---------- Records for processing ----------
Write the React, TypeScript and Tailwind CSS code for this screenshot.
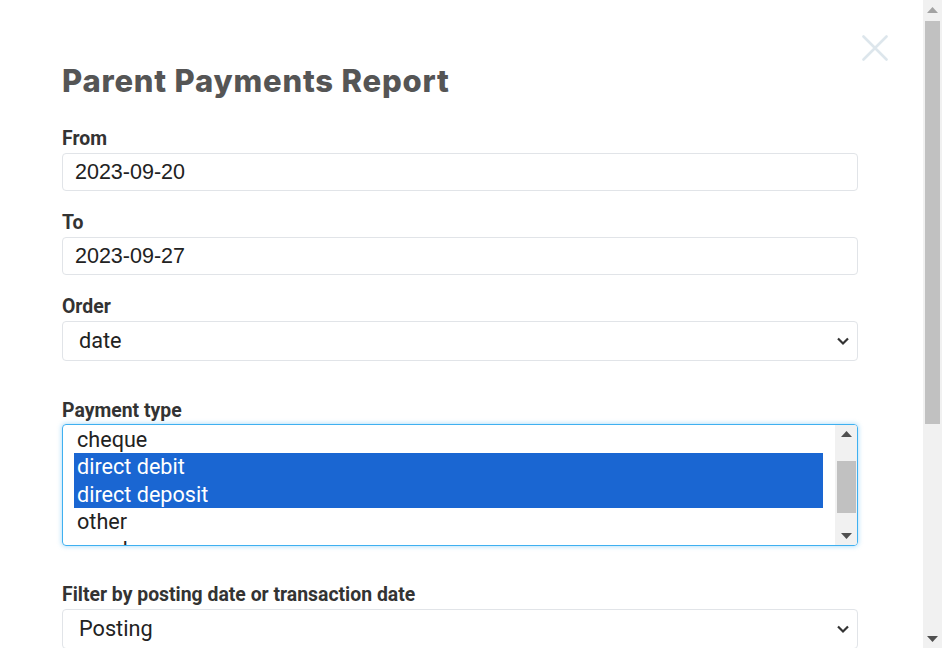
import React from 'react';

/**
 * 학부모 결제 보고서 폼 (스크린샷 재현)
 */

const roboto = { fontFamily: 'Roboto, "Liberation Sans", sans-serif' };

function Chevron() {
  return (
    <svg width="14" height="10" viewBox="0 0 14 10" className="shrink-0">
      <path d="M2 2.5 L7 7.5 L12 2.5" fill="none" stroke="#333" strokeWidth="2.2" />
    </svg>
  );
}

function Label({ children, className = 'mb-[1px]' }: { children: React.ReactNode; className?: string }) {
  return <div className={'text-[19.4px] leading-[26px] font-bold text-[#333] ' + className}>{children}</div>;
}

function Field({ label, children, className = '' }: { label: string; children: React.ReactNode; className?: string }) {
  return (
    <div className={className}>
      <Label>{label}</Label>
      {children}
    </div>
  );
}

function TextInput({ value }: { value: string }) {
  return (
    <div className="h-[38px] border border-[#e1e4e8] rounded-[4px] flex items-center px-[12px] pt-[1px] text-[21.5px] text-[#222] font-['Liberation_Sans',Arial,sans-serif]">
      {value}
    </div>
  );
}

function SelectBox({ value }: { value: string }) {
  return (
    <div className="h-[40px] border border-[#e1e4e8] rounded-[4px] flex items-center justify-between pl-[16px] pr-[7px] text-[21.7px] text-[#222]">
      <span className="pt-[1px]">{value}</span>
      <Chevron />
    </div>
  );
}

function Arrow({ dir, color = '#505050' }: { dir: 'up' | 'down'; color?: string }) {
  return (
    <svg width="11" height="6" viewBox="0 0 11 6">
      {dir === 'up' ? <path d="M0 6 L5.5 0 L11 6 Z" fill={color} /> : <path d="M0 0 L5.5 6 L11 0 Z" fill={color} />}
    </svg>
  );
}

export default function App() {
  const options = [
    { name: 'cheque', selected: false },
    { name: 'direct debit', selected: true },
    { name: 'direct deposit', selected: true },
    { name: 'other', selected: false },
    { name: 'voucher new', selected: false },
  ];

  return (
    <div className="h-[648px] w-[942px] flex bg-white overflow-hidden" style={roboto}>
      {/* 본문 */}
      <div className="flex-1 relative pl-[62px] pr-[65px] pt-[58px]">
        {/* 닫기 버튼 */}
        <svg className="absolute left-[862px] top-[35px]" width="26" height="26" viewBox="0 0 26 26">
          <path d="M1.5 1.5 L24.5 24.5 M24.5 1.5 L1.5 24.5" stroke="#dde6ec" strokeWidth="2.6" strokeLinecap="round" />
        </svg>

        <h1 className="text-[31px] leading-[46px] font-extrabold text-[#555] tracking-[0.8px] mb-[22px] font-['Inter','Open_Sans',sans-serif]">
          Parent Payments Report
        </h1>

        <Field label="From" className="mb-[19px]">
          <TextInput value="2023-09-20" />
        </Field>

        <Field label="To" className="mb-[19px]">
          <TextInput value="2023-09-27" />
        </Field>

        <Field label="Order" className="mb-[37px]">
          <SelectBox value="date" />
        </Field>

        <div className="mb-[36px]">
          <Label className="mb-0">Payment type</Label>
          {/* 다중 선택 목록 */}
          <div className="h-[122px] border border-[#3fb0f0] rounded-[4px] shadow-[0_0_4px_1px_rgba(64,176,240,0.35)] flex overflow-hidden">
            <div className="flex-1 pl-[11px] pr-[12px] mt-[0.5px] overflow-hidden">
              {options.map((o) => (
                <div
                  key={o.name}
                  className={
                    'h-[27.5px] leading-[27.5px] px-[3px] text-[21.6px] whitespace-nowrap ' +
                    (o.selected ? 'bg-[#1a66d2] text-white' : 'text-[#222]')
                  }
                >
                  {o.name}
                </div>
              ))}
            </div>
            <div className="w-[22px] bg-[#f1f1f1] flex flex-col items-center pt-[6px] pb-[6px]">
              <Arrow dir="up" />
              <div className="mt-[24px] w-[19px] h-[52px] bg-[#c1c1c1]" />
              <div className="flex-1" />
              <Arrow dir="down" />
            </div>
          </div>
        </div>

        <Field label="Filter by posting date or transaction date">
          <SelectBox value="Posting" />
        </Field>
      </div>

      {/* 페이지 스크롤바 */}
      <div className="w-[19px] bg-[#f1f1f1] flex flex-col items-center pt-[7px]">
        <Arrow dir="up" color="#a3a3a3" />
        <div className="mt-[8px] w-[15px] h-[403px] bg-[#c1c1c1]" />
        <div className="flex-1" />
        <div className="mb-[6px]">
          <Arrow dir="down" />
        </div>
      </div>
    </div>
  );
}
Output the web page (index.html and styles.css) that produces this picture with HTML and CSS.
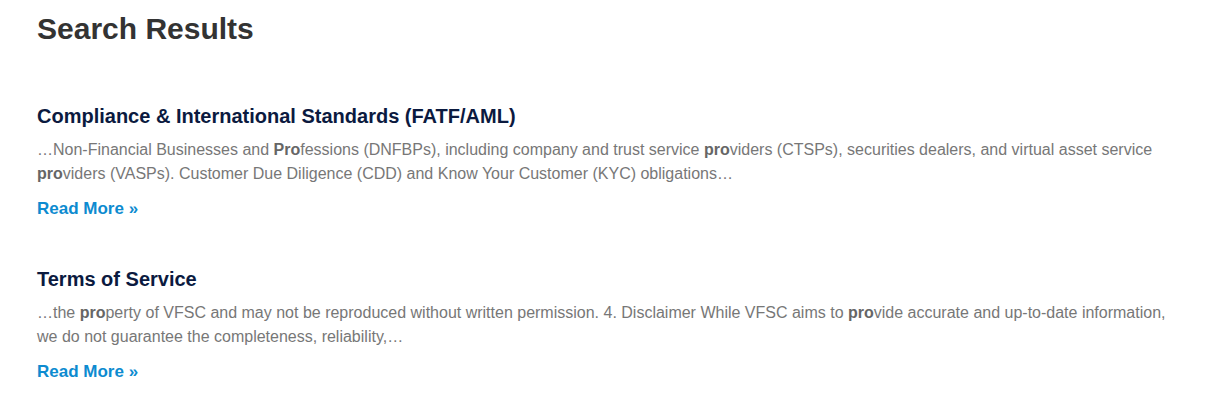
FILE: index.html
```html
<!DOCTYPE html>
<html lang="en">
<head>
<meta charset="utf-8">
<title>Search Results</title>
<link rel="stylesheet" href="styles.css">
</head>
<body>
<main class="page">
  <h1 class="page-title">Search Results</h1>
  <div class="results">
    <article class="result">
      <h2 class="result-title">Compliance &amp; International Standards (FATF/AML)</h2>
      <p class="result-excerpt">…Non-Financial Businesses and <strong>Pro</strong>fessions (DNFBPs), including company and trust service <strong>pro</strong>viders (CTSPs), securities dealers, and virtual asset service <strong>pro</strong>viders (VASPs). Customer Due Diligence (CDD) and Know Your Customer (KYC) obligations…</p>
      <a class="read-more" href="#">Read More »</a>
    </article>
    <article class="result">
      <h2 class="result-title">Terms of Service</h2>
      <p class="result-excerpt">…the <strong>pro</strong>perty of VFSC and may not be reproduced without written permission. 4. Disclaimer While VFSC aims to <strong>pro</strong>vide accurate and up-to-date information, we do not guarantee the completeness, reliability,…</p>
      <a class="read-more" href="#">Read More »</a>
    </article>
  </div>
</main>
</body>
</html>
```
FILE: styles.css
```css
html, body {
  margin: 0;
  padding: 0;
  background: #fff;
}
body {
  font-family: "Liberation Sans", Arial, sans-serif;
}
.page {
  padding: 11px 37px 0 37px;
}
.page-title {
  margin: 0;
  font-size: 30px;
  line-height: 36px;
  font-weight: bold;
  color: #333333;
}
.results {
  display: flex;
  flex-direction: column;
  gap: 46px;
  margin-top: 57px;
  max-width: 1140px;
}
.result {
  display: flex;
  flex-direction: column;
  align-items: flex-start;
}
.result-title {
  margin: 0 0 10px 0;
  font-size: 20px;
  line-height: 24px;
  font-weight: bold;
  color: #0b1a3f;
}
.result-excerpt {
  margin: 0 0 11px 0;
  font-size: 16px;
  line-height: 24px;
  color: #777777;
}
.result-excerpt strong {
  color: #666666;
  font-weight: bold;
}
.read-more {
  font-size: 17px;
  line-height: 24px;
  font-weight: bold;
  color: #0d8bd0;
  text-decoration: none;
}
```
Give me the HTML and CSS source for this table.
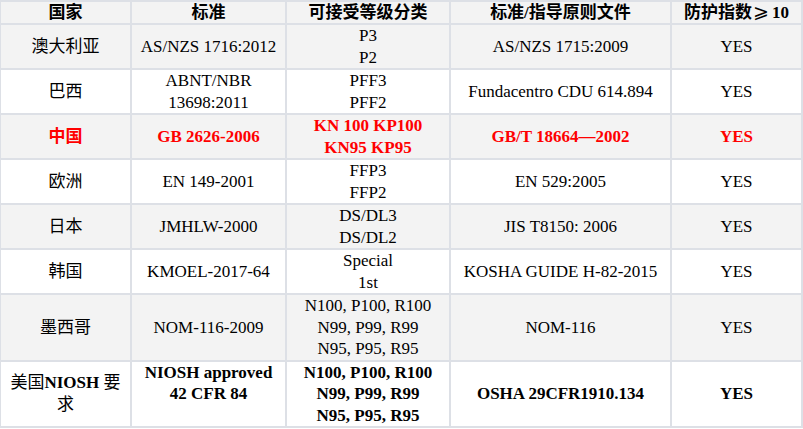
----------
[Given task]: Write out the entries again, exactly as given, skipping any images.

[Answer to the problem]:
Write the React, TypeScript and Tailwind CSS code for this screenshot.
import React from 'react';

/**
 * 학부모 결제 보고서 폼 (스크린샷 재현)
 */

const roboto = { fontFamily: 'Roboto, "Liberation Sans", sans-serif' };

function Chevron() {
  return (
    <svg width="14" height="10" viewBox="0 0 14 10" className="shrink-0">
      <path d="M2 2.5 L7 7.5 L12 2.5" fill="none" stroke="#333" strokeWidth="2.2" />
    </svg>
  );
}

function Label({ children, className = 'mb-[1px]' }: { children: React.ReactNode; className?: string }) {
  return <div className={'text-[19.4px] leading-[26px] font-bold text-[#333] ' + className}>{children}</div>;
}

function Field({ label, children, className = '' }: { label: string; children: React.ReactNode; className?: string }) {
  return (
    <div className={className}>
      <Label>{label}</Label>
      {children}
    </div>
  );
}

function TextInput({ value }: { value: string }) {
  return (
    <div className="h-[38px] border border-[#e1e4e8] rounded-[4px] flex items-center px-[12px] pt-[1px] text-[21.5px] text-[#222] font-['Liberation_Sans',Arial,sans-serif]">
      {value}
    </div>
  );
}

function SelectBox({ value }: { value: string }) {
  return (
    <div className="h-[40px] border border-[#e1e4e8] rounded-[4px] flex items-center justify-between pl-[16px] pr-[7px] text-[21.7px] text-[#222]">
      <span className="pt-[1px]">{value}</span>
      <Chevron />
    </div>
  );
}

function Arrow({ dir, color = '#505050' }: { dir: 'up' | 'down'; color?: string }) {
  return (
    <svg width="11" height="6" viewBox="0 0 11 6">
      {dir === 'up' ? <path d="M0 6 L5.5 0 L11 6 Z" fill={color} /> : <path d="M0 0 L5.5 6 L11 0 Z" fill={color} />}
    </svg>
  );
}

export default function App() {
  const options = [
    { name: 'cheque', selected: false },
    { name: 'direct debit', selected: true },
    { name: 'direct deposit', selected: true },
    { name: 'other', selected: false },
    { name: 'voucher new', selected: false },
  ];

  return (
    <div className="h-[648px] w-[942px] flex bg-white overflow-hidden" style={roboto}>
      {/* 본문 */}
      <div className="flex-1 relative pl-[62px] pr-[65px] pt-[58px]">
        {/* 닫기 버튼 */}
        <svg className="absolute left-[862px] top-[35px]" width="26" height="26" viewBox="0 0 26 26">
          <path d="M1.5 1.5 L24.5 24.5 M24.5 1.5 L1.5 24.5" stroke="#dde6ec" strokeWidth="2.6" strokeLinecap="round" />
        </svg>

        <h1 className="text-[31px] leading-[46px] font-extrabold text-[#555] tracking-[0.8px] mb-[22px] font-['Inter','Open_Sans',sans-serif]">
          Parent Payments Report
        </h1>

        <Field label="From" className="mb-[19px]">
          <TextInput value="2023-09-20" />
        </Field>

        <Field label="To" className="mb-[19px]">
          <TextInput value="2023-09-27" />
        </Field>

        <Field label="Order" className="mb-[37px]">
          <SelectBox value="date" />
        </Field>

        <div className="mb-[36px]">
          <Label className="mb-0">Payment type</Label>
          {/* 다중 선택 목록 */}
          <div className="h-[122px] border border-[#3fb0f0] rounded-[4px] shadow-[0_0_4px_1px_rgba(64,176,240,0.35)] flex overflow-hidden">
            <div className="flex-1 pl-[11px] pr-[12px] mt-[0.5px] overflow-hidden">
              {options.map((o) => (
                <div
                  key={o.name}
                  className={
                    'h-[27.5px] leading-[27.5px] px-[3px] text-[21.6px] whitespace-nowrap ' +
                    (o.selected ? 'bg-[#1a66d2] text-white' : 'text-[#222]')
                  }
                >
                  {o.name}
                </div>
              ))}
            </div>
            <div className="w-[22px] bg-[#f1f1f1] flex flex-col items-center pt-[6px] pb-[6px]">
              <Arrow dir="up" />
              <div className="mt-[24px] w-[19px] h-[52px] bg-[#c1c1c1]" />
              <div className="flex-1" />
              <Arrow dir="down" />
            </div>
          </div>
        </div>

        <Field label="Filter by posting date or transaction date">
          <SelectBox value="Posting" />
        </Field>
      </div>

      {/* 페이지 스크롤바 */}
      <div className="w-[19px] bg-[#f1f1f1] flex flex-col items-center pt-[7px]">
        <Arrow dir="up" color="#a3a3a3" />
        <div className="mt-[8px] w-[15px] h-[403px] bg-[#c1c1c1]" />
        <div className="flex-1" />
        <div className="mb-[6px]">
          <Arrow dir="down" />
        </div>
      </div>
    </div>
  );
}
Output the web page (index.html and styles.css) that produces this picture with HTML and CSS.
FILE: index.html
```html
<!DOCTYPE html>
<html lang="en">
<head>
<meta charset="utf-8">
<title>Search Results</title>
<link rel="stylesheet" href="styles.css">
</head>
<body>
<main class="page">
  <h1 class="page-title">Search Results</h1>
  <div class="results">
    <article class="result">
      <h2 class="result-title">Compliance &amp; International Standards (FATF/AML)</h2>
      <p class="result-excerpt">…Non-Financial Businesses and <strong>Pro</strong>fessions (DNFBPs), including company and trust service <strong>pro</strong>viders (CTSPs), securities dealers, and virtual asset service <strong>pro</strong>viders (VASPs). Customer Due Diligence (CDD) and Know Your Customer (KYC) obligations…</p>
      <a class="read-more" href="#">Read More »</a>
    </article>
    <article class="result">
      <h2 class="result-title">Terms of Service</h2>
      <p class="result-excerpt">…the <strong>pro</strong>perty of VFSC and may not be reproduced without written permission. 4. Disclaimer While VFSC aims to <strong>pro</strong>vide accurate and up-to-date information, we do not guarantee the completeness, reliability,…</p>
      <a class="read-more" href="#">Read More »</a>
    </article>
  </div>
</main>
</body>
</html>
```
FILE: styles.css
```css
html, body {
  margin: 0;
  padding: 0;
  background: #fff;
}
body {
  font-family: "Liberation Sans", Arial, sans-serif;
}
.page {
  padding: 11px 37px 0 37px;
}
.page-title {
  margin: 0;
  font-size: 30px;
  line-height: 36px;
  font-weight: bold;
  color: #333333;
}
.results {
  display: flex;
  flex-direction: column;
  gap: 46px;
  margin-top: 57px;
  max-width: 1140px;
}
.result {
  display: flex;
  flex-direction: column;
  align-items: flex-start;
}
.result-title {
  margin: 0 0 10px 0;
  font-size: 20px;
  line-height: 24px;
  font-weight: bold;
  color: #0b1a3f;
}
.result-excerpt {
  margin: 0 0 11px 0;
  font-size: 16px;
  line-height: 24px;
  color: #777777;
}
.result-excerpt strong {
  color: #666666;
  font-weight: bold;
}
.read-more {
  font-size: 17px;
  line-height: 24px;
  font-weight: bold;
  color: #0d8bd0;
  text-decoration: none;
}
```
Give me the HTML and CSS source for this table.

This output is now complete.